As of 918, Song was serving in Wang's palace as the director of palace affairs (宣徽使, Xuanhuishi). That year, when Wang fell ill, another eunuch, Tang Wenyi (唐文扆), tried to seize control of the palace and take over the governance of the state. When this was discovered, a group of officials, led by Wang's adoptive son Wang Zongbi, whom Wang Jian had intended to entrust his son and heir Wang Zongyan to, forced their way into the palace and had Tang deposed. In the aftermath, Wang Jian, who had up to that point not put any eunuch in the powerful position of director of palace communications (Shumishi), decided to put Song in that position and entrust military matters to him, as, while he was entrusting Wang Zongbi and several other adoptive sons Wang Zongyao (王宗瑤), Wang Zongwan (王宗綰), and Wang Zongkui (王宗夔), with the responsibilities of assisting the young emperor, also feared that they or other generals, as senior generals, might not follow all of the new emperor's commands. Shortly after, Wang Jian died, and Wang Yan took the throne.

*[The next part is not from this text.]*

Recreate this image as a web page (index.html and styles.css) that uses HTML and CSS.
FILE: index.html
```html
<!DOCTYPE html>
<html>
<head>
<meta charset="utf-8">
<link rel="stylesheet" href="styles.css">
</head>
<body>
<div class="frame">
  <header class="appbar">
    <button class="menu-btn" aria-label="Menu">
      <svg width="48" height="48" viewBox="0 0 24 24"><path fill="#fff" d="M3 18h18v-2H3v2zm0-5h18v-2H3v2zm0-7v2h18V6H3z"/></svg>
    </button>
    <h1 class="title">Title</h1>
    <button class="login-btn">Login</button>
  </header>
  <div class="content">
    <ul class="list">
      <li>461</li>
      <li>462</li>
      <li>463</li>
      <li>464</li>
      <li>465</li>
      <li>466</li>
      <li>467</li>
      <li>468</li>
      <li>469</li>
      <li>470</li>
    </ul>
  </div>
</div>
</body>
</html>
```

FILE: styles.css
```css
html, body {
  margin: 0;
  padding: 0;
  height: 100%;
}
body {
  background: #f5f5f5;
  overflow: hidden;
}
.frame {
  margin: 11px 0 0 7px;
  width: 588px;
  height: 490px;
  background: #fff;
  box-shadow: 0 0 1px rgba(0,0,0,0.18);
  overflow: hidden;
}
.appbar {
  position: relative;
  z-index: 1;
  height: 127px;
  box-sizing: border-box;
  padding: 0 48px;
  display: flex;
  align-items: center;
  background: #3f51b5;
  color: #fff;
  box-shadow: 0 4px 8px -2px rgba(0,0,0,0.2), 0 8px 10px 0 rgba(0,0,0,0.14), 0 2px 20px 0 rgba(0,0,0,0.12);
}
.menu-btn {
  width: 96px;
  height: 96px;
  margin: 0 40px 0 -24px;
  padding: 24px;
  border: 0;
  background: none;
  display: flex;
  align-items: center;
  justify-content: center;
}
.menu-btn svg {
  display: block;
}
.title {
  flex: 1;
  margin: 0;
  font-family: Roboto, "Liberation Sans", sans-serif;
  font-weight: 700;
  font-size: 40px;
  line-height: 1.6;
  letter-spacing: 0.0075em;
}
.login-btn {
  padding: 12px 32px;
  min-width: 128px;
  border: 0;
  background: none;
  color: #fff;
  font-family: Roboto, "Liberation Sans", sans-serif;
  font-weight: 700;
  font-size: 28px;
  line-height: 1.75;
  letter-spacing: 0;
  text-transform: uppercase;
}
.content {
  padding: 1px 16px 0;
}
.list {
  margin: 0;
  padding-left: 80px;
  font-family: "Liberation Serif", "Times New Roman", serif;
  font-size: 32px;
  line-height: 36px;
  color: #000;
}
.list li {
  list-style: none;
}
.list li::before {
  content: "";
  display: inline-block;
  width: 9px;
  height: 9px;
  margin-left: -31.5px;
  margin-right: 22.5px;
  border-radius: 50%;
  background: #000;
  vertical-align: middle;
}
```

== Service under Wang Yan ==
After Wang Yan took the throne, he entrusted much of the affairs of state to Wang Zongbi and Song Guangsi, who was put in command of the palace guards. Wang Zongbi was described to be corrupt, and Song described to be engaging in frequent flattery; the two were thus blamed by traditional historians for the decline of the Former Shu state. With the precedent of Song being involved in affairs of state, Wang Yan went on to commission a number of other eunuchs as generals and administrators, including Wang Tingshao (王廷紹), Ouyang Huang (歐陽晃), Li Zhoulu (李周輅), Song Chengyun (宋承蘊), Tian Luchou (田魯儔), and Song Guangsi's cousin Song Guangbao (宋光葆). Later in 918, Song Guangsi offered to be relieved of the command of the palace guards and recommended that the command be transferred to Wang Zongbi; Wang Yan agreed.

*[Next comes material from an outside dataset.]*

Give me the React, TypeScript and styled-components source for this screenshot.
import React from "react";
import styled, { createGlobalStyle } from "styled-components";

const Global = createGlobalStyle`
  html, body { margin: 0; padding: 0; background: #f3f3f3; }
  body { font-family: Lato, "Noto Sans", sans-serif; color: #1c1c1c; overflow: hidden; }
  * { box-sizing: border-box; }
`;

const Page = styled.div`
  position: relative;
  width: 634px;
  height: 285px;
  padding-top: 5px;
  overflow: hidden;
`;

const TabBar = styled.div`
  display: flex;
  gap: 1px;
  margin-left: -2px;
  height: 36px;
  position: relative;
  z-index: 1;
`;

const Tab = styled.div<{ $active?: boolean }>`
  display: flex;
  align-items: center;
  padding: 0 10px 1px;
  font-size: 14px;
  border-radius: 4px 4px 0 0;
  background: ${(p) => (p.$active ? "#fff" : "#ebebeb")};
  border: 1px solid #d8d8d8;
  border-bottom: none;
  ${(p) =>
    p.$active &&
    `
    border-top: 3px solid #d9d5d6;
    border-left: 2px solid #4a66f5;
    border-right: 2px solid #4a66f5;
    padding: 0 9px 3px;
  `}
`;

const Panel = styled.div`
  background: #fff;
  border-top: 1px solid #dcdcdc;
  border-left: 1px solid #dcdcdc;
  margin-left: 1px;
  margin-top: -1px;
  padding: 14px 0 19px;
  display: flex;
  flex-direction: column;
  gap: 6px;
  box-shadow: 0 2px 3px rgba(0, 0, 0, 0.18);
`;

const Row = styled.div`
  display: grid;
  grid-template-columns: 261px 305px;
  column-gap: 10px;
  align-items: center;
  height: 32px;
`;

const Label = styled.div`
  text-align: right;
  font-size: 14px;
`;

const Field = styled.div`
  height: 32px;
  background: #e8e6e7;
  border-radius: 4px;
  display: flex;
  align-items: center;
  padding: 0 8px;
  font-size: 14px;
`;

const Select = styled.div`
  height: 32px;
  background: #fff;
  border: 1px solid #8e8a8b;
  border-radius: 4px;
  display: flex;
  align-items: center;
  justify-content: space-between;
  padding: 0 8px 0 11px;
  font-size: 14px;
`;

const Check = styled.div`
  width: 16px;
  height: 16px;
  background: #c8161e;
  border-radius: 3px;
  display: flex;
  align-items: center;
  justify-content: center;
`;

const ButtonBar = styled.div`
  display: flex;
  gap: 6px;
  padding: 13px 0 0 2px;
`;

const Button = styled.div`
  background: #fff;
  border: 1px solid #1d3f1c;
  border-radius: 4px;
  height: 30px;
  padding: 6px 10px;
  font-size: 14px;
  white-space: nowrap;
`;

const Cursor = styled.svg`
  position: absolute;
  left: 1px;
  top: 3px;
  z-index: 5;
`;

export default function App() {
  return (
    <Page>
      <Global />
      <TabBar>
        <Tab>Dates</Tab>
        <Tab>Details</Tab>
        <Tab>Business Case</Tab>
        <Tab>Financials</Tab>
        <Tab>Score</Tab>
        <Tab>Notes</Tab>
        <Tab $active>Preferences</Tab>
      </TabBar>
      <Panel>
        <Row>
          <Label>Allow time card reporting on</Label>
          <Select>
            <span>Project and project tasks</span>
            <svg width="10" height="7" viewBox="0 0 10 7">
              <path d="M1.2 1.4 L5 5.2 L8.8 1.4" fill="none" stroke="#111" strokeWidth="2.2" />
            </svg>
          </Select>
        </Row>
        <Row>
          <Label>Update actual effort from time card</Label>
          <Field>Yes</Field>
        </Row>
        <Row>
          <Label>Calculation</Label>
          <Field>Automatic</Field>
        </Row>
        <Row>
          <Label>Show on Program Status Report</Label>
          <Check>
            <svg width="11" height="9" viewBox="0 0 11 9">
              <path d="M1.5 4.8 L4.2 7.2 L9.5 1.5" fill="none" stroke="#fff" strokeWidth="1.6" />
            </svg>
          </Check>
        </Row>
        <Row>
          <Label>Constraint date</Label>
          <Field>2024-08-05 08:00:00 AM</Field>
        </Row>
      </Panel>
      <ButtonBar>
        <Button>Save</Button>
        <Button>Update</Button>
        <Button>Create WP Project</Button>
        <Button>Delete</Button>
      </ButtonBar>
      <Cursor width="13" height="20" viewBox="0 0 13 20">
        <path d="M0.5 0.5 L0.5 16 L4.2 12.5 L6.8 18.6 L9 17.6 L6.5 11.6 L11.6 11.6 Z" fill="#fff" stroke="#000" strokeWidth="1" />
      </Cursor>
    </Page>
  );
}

By 924, the governance of the Former Shu state was said to be in such disarray that the general Wang Zongchou (王宗儔, another adoptive son of Wang Jian's) was trying to persuade Wang Zongbi to depose Wang Yan and replace him with a more capable emperor. Wang Zongbi, however, hesitated, and Wang Zongchou, in fear of the news being leaked, died in distress. After Wang Zongchou's death, Wang Zongbi instead told Song Guangsi and fellow director of palace communications, Jing Runcheng (景潤澄), "Wang Zongchou told me to kill people like you. Now that he is dead, you have nothing to worry." Song and Jing, believing him, wept and thanked him. However, hearing of this episode, Wang Zongbi's son Wang Chengban (王承班), commented, "Our household cannot escape disaster."

In 925, Former Shu's northeastern neighbor Later Tang launched a major attack on Former Shu, seeking to destroy it. Wang Yan, however, did not initially consider this attack to be a major threat even after Wuxing Circuit (武興, headquartered in modern Baoji, Shaanxi) had fallen, and Wang Zongbi and Song further assuaged him by stating that all he needed to do was to station the main Former Shu army at Li Prefecture (利州, in modern Guangyuan, Sichuan) to block the path of the Later Tang forces, Later Tang would not dare to advance deeply into Former Shu territory, as Former Shu still maintained sizable garrisons at Shannan (山南, headquartered in modern Hanzhong, Sichuan) and Dongchuan (東川, headquartered in modern Mianyang, Sichuan) Circuits. However, instead, the Later Tang forces repeatedly defeated Former Shu forces, causing Wang Yan to panic and flee from Li back to Chengdu, leaving Wang Zongbi to defend Li. He also left Wang Zongbi instructions to execute three generals who had been losing battles against Later Tang, Wang Zongxun (王宗勳), Wang Zongyan (王宗儼, note different character than Wang Yan's former name), and Wang Zongyu (王宗昱). As soon as Wang Yan left for Chengdu, however, Wang Zongbi abandoned Li as well and rendezvoused with Wang Zongxun, Wang Zongyan, and Wang Zongyu, informing them that it was Song who wanted them dead. They thereafter jointly considered surrendering to the Later Tang army. Wang Zongbi thereafter took his army back to Chengdu, seized Wang Yan and the imperial household, and executed Song, Jing, Li, Ouyang, and the official Han Zhao (韓昭), blaming them for Wang Yan's decadent administration, before forcing Wang Yan to surrender to Later Tang.

== Notes and references ==

- Spring and Autumn Annals of the Ten Kingdoms, vol. 46.
- Zizhi Tongjian, vols. 267, 270, 272, 273, 274.